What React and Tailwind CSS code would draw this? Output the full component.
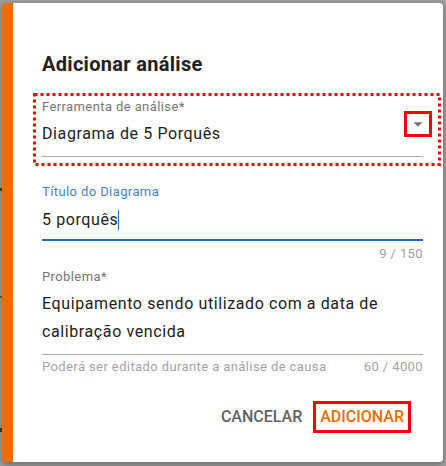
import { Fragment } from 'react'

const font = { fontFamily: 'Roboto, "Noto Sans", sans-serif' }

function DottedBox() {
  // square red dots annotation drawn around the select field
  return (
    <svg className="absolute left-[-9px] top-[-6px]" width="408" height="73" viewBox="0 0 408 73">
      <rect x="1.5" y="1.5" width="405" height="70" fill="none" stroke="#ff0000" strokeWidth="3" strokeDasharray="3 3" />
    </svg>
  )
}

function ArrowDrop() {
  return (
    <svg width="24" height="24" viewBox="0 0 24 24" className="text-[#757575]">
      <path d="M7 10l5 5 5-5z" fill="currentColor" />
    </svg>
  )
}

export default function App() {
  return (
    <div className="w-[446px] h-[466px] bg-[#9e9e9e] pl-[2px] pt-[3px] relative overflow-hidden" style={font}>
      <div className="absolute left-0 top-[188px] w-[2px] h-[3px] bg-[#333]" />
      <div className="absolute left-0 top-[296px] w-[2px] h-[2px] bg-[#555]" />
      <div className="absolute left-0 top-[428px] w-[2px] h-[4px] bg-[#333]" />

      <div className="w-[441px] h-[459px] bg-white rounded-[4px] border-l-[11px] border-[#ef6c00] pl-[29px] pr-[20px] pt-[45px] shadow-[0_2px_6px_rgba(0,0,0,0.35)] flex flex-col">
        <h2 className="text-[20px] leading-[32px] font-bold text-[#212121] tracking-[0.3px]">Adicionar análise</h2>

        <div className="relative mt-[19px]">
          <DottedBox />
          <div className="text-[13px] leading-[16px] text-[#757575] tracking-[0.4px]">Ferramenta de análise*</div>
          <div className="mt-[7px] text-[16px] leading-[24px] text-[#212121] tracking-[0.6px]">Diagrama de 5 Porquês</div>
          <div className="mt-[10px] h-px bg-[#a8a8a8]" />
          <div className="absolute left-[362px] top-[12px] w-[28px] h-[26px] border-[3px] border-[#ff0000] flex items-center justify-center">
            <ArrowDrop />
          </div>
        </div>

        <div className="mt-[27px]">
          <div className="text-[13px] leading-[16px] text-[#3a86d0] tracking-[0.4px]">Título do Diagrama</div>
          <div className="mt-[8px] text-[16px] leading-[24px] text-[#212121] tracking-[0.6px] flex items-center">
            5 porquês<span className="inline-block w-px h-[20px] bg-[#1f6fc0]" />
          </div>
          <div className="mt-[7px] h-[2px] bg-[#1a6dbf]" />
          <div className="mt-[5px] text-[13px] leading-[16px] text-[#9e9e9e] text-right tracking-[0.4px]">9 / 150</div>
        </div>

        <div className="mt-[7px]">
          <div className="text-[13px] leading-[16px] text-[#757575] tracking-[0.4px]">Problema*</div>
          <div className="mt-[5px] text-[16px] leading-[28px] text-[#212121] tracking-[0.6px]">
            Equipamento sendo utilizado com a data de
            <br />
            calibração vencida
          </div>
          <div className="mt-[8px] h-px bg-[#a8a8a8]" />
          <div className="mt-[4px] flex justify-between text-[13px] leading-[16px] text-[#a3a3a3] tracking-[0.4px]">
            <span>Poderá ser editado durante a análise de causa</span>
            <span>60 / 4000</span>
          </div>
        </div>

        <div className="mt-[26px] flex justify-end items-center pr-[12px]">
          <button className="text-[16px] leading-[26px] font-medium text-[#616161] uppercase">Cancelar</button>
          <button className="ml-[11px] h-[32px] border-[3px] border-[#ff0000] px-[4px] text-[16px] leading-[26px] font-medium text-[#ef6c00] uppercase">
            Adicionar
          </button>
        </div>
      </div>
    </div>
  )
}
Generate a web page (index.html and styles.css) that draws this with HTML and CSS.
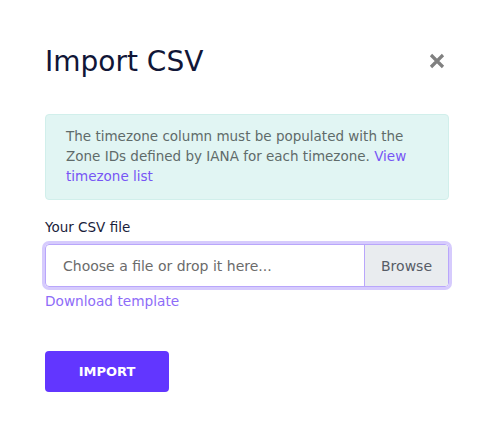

#### [Problem to solve]
Reproduce each entry verbatim, excluding any embedded images.

#### [Exercise response]
What React and Tailwind CSS code would draw this? Output the full component.
import { Fragment } from 'react'

const font = { fontFamily: 'Roboto, "Noto Sans", sans-serif' }

function DottedBox() {
  // square red dots annotation drawn around the select field
  return (
    <svg className="absolute left-[-9px] top-[-6px]" width="408" height="73" viewBox="0 0 408 73">
      <rect x="1.5" y="1.5" width="405" height="70" fill="none" stroke="#ff0000" strokeWidth="3" strokeDasharray="3 3" />
    </svg>
  )
}

function ArrowDrop() {
  return (
    <svg width="24" height="24" viewBox="0 0 24 24" className="text-[#757575]">
      <path d="M7 10l5 5 5-5z" fill="currentColor" />
    </svg>
  )
}

export default function App() {
  return (
    <div className="w-[446px] h-[466px] bg-[#9e9e9e] pl-[2px] pt-[3px] relative overflow-hidden" style={font}>
      <div className="absolute left-0 top-[188px] w-[2px] h-[3px] bg-[#333]" />
      <div className="absolute left-0 top-[296px] w-[2px] h-[2px] bg-[#555]" />
      <div className="absolute left-0 top-[428px] w-[2px] h-[4px] bg-[#333]" />

      <div className="w-[441px] h-[459px] bg-white rounded-[4px] border-l-[11px] border-[#ef6c00] pl-[29px] pr-[20px] pt-[45px] shadow-[0_2px_6px_rgba(0,0,0,0.35)] flex flex-col">
        <h2 className="text-[20px] leading-[32px] font-bold text-[#212121] tracking-[0.3px]">Adicionar análise</h2>

        <div className="relative mt-[19px]">
          <DottedBox />
          <div className="text-[13px] leading-[16px] text-[#757575] tracking-[0.4px]">Ferramenta de análise*</div>
          <div className="mt-[7px] text-[16px] leading-[24px] text-[#212121] tracking-[0.6px]">Diagrama de 5 Porquês</div>
          <div className="mt-[10px] h-px bg-[#a8a8a8]" />
          <div className="absolute left-[362px] top-[12px] w-[28px] h-[26px] border-[3px] border-[#ff0000] flex items-center justify-center">
            <ArrowDrop />
          </div>
        </div>

        <div className="mt-[27px]">
          <div className="text-[13px] leading-[16px] text-[#3a86d0] tracking-[0.4px]">Título do Diagrama</div>
          <div className="mt-[8px] text-[16px] leading-[24px] text-[#212121] tracking-[0.6px] flex items-center">
            5 porquês<span className="inline-block w-px h-[20px] bg-[#1f6fc0]" />
          </div>
          <div className="mt-[7px] h-[2px] bg-[#1a6dbf]" />
          <div className="mt-[5px] text-[13px] leading-[16px] text-[#9e9e9e] text-right tracking-[0.4px]">9 / 150</div>
        </div>

        <div className="mt-[7px]">
          <div className="text-[13px] leading-[16px] text-[#757575] tracking-[0.4px]">Problema*</div>
          <div className="mt-[5px] text-[16px] leading-[28px] text-[#212121] tracking-[0.6px]">
            Equipamento sendo utilizado com a data de
            <br />
            calibração vencida
          </div>
          <div className="mt-[8px] h-px bg-[#a8a8a8]" />
          <div className="mt-[4px] flex justify-between text-[13px] leading-[16px] text-[#a3a3a3] tracking-[0.4px]">
            <span>Poderá ser editado durante a análise de causa</span>
            <span>60 / 4000</span>
          </div>
        </div>

        <div className="mt-[26px] flex justify-end items-center pr-[12px]">
          <button className="text-[16px] leading-[26px] font-medium text-[#616161] uppercase">Cancelar</button>
          <button className="ml-[11px] h-[32px] border-[3px] border-[#ff0000] px-[4px] text-[16px] leading-[26px] font-medium text-[#ef6c00] uppercase">
            Adicionar
          </button>
        </div>
      </div>
    </div>
  )
}
Generate a web page (index.html and styles.css) that draws this with HTML and CSS.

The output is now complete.